Since I brought it up (though probably should post about it separately) - I do teach dogs to jump up on command - just like I teach the "off" command. This would be another example of how it's easier to teach a behavior in a particular context ("jump up on me when I ask you to jump up on me") - which makes that behavior much less likely to happen randomly (dogs don't jump on strangers anymore, unless that stranger happens to give the "jump up on me" command).
But now I'm just rambling. If you'd like to articulate some specific points on "space" that you'd like to see addressed, I'd be happy to talk about them separately. Thanks!
I'm still new to this web site so I may have missed the info in another blog but my question follows...
This blog describes the pushing activity with food as the reward. Is the ultimate goal to get a dog into the pushing game for the release it provides itself (and not the food)? For example, if I use this technique when at an appropriate moment on a walk with my dog and I do not have food in hand, does the pushing game itself provide the release/outlet it is described to provide in the blog? Or is the food reward an essential component?
Thanks for clarifying!
Thanks for your question. The ULTIMATE goal is for your dog to feel safe interacting with you at higher and higher levels of energy. So when your dog is energized by something in the world, you dog will be attracted to you - knowing that you can show them "what to do" with their energy.

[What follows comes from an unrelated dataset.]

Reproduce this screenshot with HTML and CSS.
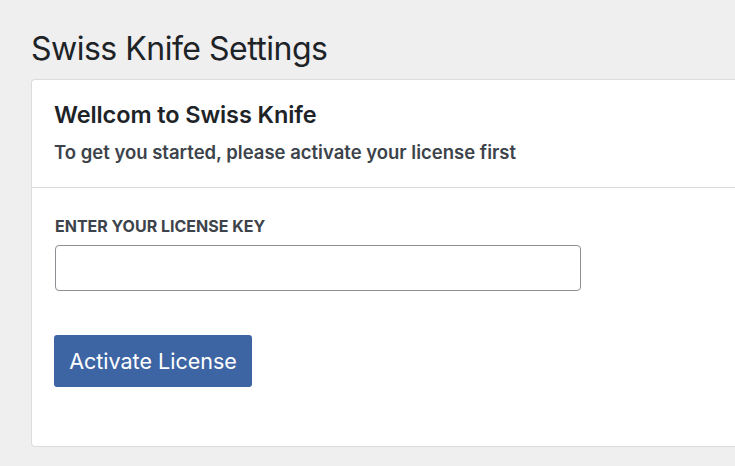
FILE: index.html
```html
<!DOCTYPE html>
<html>
<head>
<meta charset="utf-8">
<link rel="stylesheet" href="styles.css">
</head>
<body>
<div class="wrap">
  <h1 class="page-title">Swiss Knife Settings</h1>
  <div class="card">
    <div class="card-header">
      <h2 class="card-title">Wellcom to Swiss Knife</h2>
      <p class="card-sub">To get you started, please activate your license first</p>
    </div>
    <div class="card-body">
      <label class="field-label" for="key">ENTER YOUR LICENSE KEY</label>
      <input class="field-input" id="key" type="text">
      <button class="btn" type="button">Activate License</button>
    </div>
  </div>
</div>
</body>
</html>
```
FILE: styles.css
```css
html, body {
  margin: 0;
  padding: 0;
  background: #efefef;
  overflow: hidden;
  font-family: Inter, "Noto Sans", sans-serif;
  color: #1d2327;
}
.wrap {
  padding: 29px 0 0 31px;
}
.page-title {
  margin: 0 0 10px 0;
  font-size: 32px;
  font-weight: 400;
  line-height: 40px;
  letter-spacing: -0.5px;
}
.card {
  background: #fff;
  border: 1px solid #dcdcde;
  border-right: none;
  border-radius: 4px 0 0 4px;
}
.card-header {
  padding: 20px 22px 23px 22px;
  border-bottom: 1px solid #dcdcde;
}
.card-title {
  margin: 0;
  font-size: 23.5px;
  font-weight: 600;
  line-height: 30px;
  letter-spacing: -0.1px;
}
.card-sub {
  margin: 10px 0 0 0;
  font-size: 18.5px;
  font-weight: 600;
  line-height: 24px;
  color: #3c434a;
}
.card-body {
  padding: 28px 22px 59px 22px;
  display: flex;
  flex-direction: column;
  align-items: flex-start;
}
.field-label {
  margin-left: 1px;
  font-size: 16px;
  font-weight: 700;
  line-height: 20px;
  color: #3c434a;
}
.field-input {
  margin: 9px 0 0 1px;
  width: 526px;
  height: 46px;
  box-sizing: border-box;
  border: 1px solid #8c8f94;
  border-radius: 4px;
  background: #fff;
  font: inherit;
}
.btn {
  margin-top: 44px;
  width: 198px;
  height: 52px;
  background: #3e65a3;
  color: #fff;
  border: none;
  border-radius: 3px;
  font-family: Inter, "Noto Sans", sans-serif;
  font-size: 21.5px;
  font-weight: 400;
  padding: 0;
}
```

Pushing is an avenue to reaching that goal with your dog.
As for the actual pushing - in my experience "contact" can be a reward in and of itself, but usually when I'm actually "pushing" I am using food or a tug toy as the incentive to push.
If you're out on a walk and use the technique without food or a tug toy, then when you call "ready!" - followed by your dog's name - and your dog comes your way - I would suggest running in the opposite direction, i.e. getting your dog to chase you. As your dog chases you, you can still be pushing your dog - but the chase will help amplify your dog's attraction to you even without food or a tug toy present.
As you progress into the obedience work - particularly heeling - you'll find that to be a great way to channel the energy - i.e. into heeling, instead of necessarily having to push all the time.
btw - your DVDs are en route - please keep me posted!